This discussion has been locked. The information referenced herein may be inaccurate due to age, software updates, or external references.
You can no longer post new replies to this discussion. If you have a similar question you can start a new discussion in this forum.

Mommy, Where Does Host Performance Data Come From?

Data gaps.  They are the bane of every monitoring engineer's life.  No data means no alerts (unless you are alerting on no data, which is another topic entirely) and no alerts means that when something goes wrong that customers know before the engineers who can fit the problem know and that is bad for business.  It is also bad for trust and trust is all that we have.  (https://www.linkedin.com/pulse/20140901182532-13406765-honesty-is-the-best-policy )

With that preamble, let me set the stage for the problem I having.

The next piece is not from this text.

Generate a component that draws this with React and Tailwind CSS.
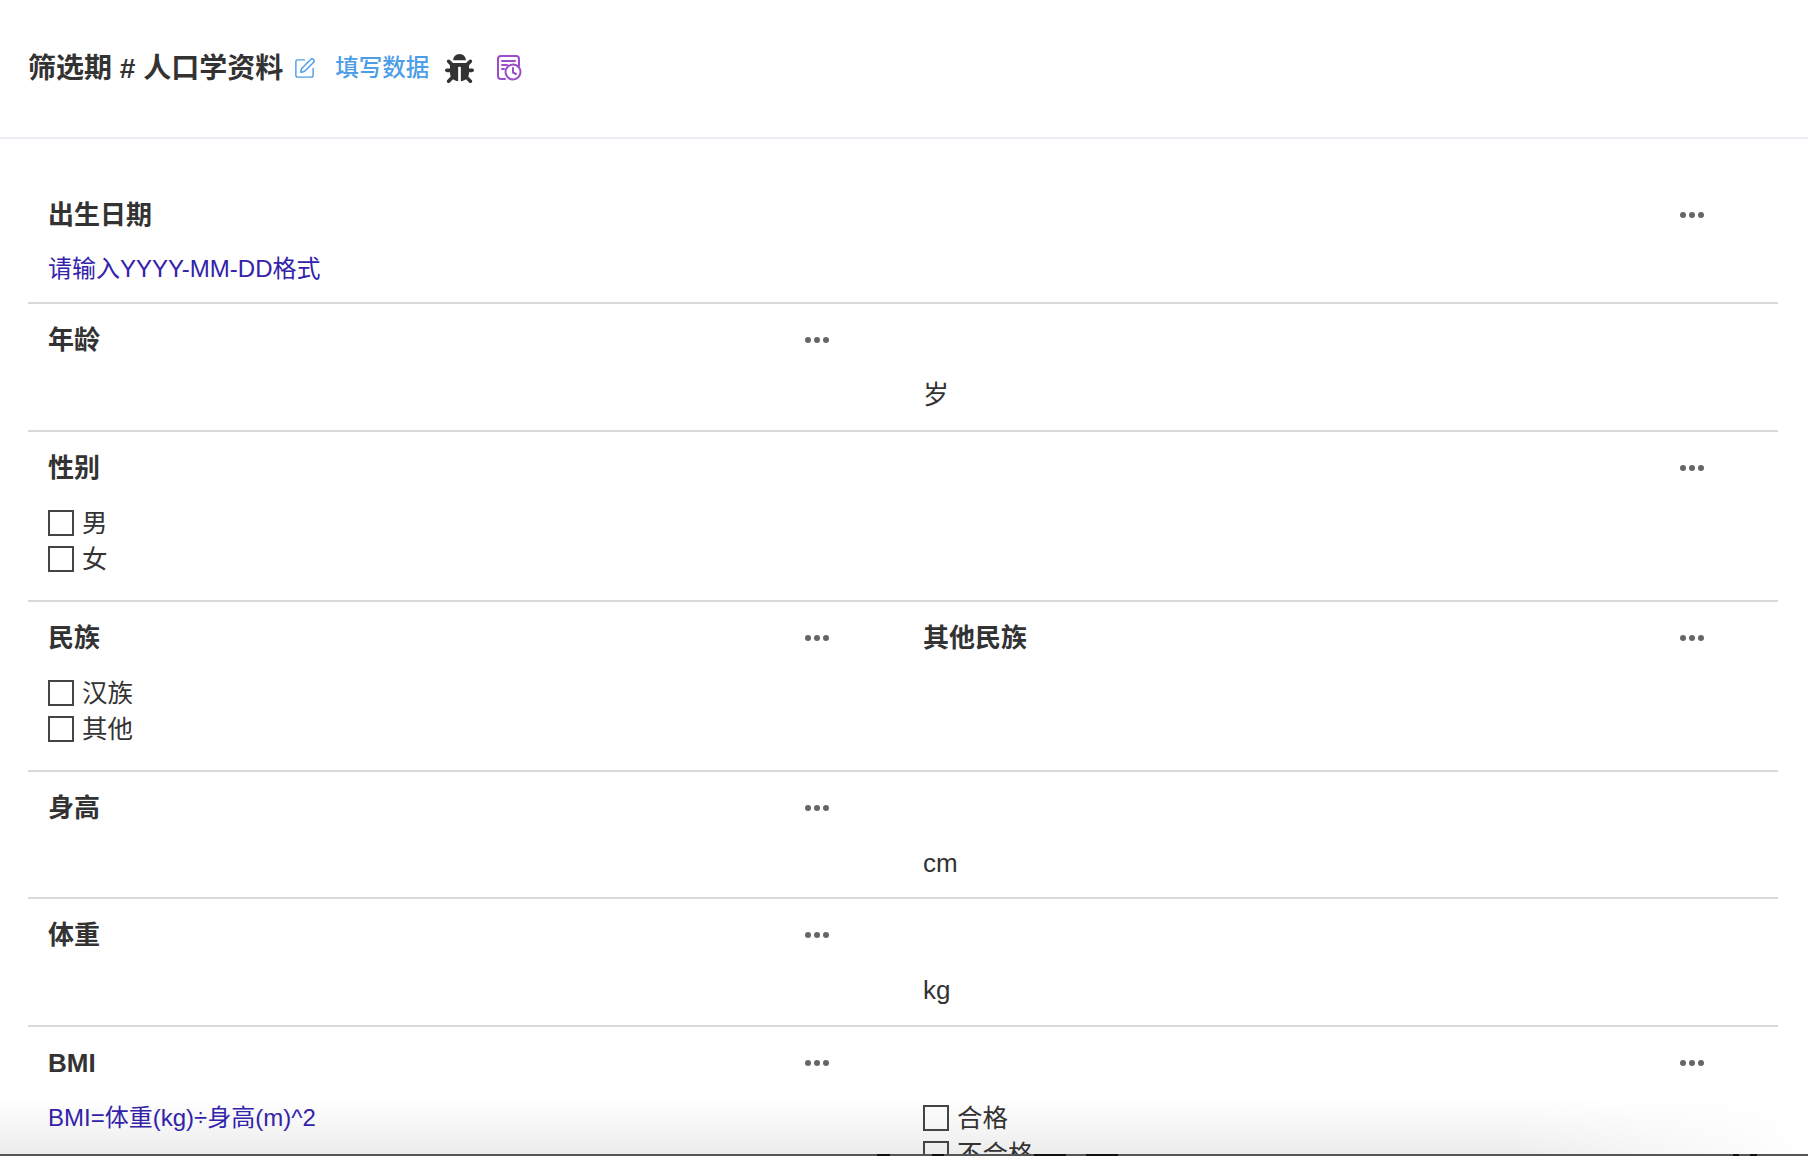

All of our VMware hosts are SNMP enabled.  That is a relatively recent thing for us so not all of them are actually collecting data via SNMP.  Fortunately we have VMAN which collects data using the vCenter API.  Another engineer reached out to me indicating that a VMware host had gaps (actually, *has* gaps) in some of the metrics charts.  His specific concern was memory data.

I checked the VIM_HostStatistics_Detail table and found no gaps in the data.  (We poll that particular in VMAN every 15 minutes because the data set is *huge*)

I checked the CPULoad_Detail table for the same host and found gaps in the data of up to 1 hour.  I would have expected to see data at 15 minute intervals assuming that VMAN is populating that data instead of SNMP.

Yes, the node is SNMP-enabled.  Oddly enough, CPU & memory data are NOT being collected via SNMP on this node (which I will fix in a minute) which leads me to believe even more strongly that the data from the VIM_HostStatistics_Detail table is being parsed into the CPULoad_Detail (and others) table for display in NPM.

My questions are :

1)  Is my assumption about the flow of data from VMAN to NPM correct?

2)  If a host is polled via SNMP for CPU and memory data does the SNMP or VMAN data take precedence assuming that my assumption in question 1 is correct?

3)  What process(es) are involved in the ingestion of that data and why, if the data is present in the VIM_HostStatistics_Detail table would it not be reflected in the CPULoad_Detail table?

Screenshots:

Here is the view of the data from the CPULoad_Detail table:

pastedImage_1.png

And here is the same time interval from the VIM_HostStatistics_Detail table

pastedImage_2.png

  • i am trying to build mhz use charts by stacking vm level use. someone else using SAR data is indicating the vman6.5 based charts are not showing the correct use. i am seeing missing data as well. could it be that vman is not using vcenter to poll the data? and if it is snmp issue, why?

    it is kind of hard to drive a fast car with an indication of remaining fuel, speed, etc

  • If node is polled via SNMP, CPU and Memory utilization is polled via SNMP.

    If node is polled via SNMP and moreover it's ESX host, both protocols are used (SNMP + VMware API). As a result of this, CPULoad view contains statistics from both SNMP and VMware API). VIM_HostStatistics view contains only data from VMware API.

    If node is polled via ICMP and it's ESX host, CPU and Memory statistics are polled via VMware API. They are stored in CPULoad and VIM_HostStatistics as well.

    I hope I answered your question.

  • Is there a best practice for ESX hosts?  Do we need to poll them via both SNMP and the VMware API?

    The issue we've found is that we poll less infrequently in VMAN due to the size of our environment (15 minute intervals) and at 5 minute intervals in NPM.  Is it safe to assume that displayed in the NPM widgets is from SNMP and the data polled from VMware-centric (IVIM) widgets is from the API?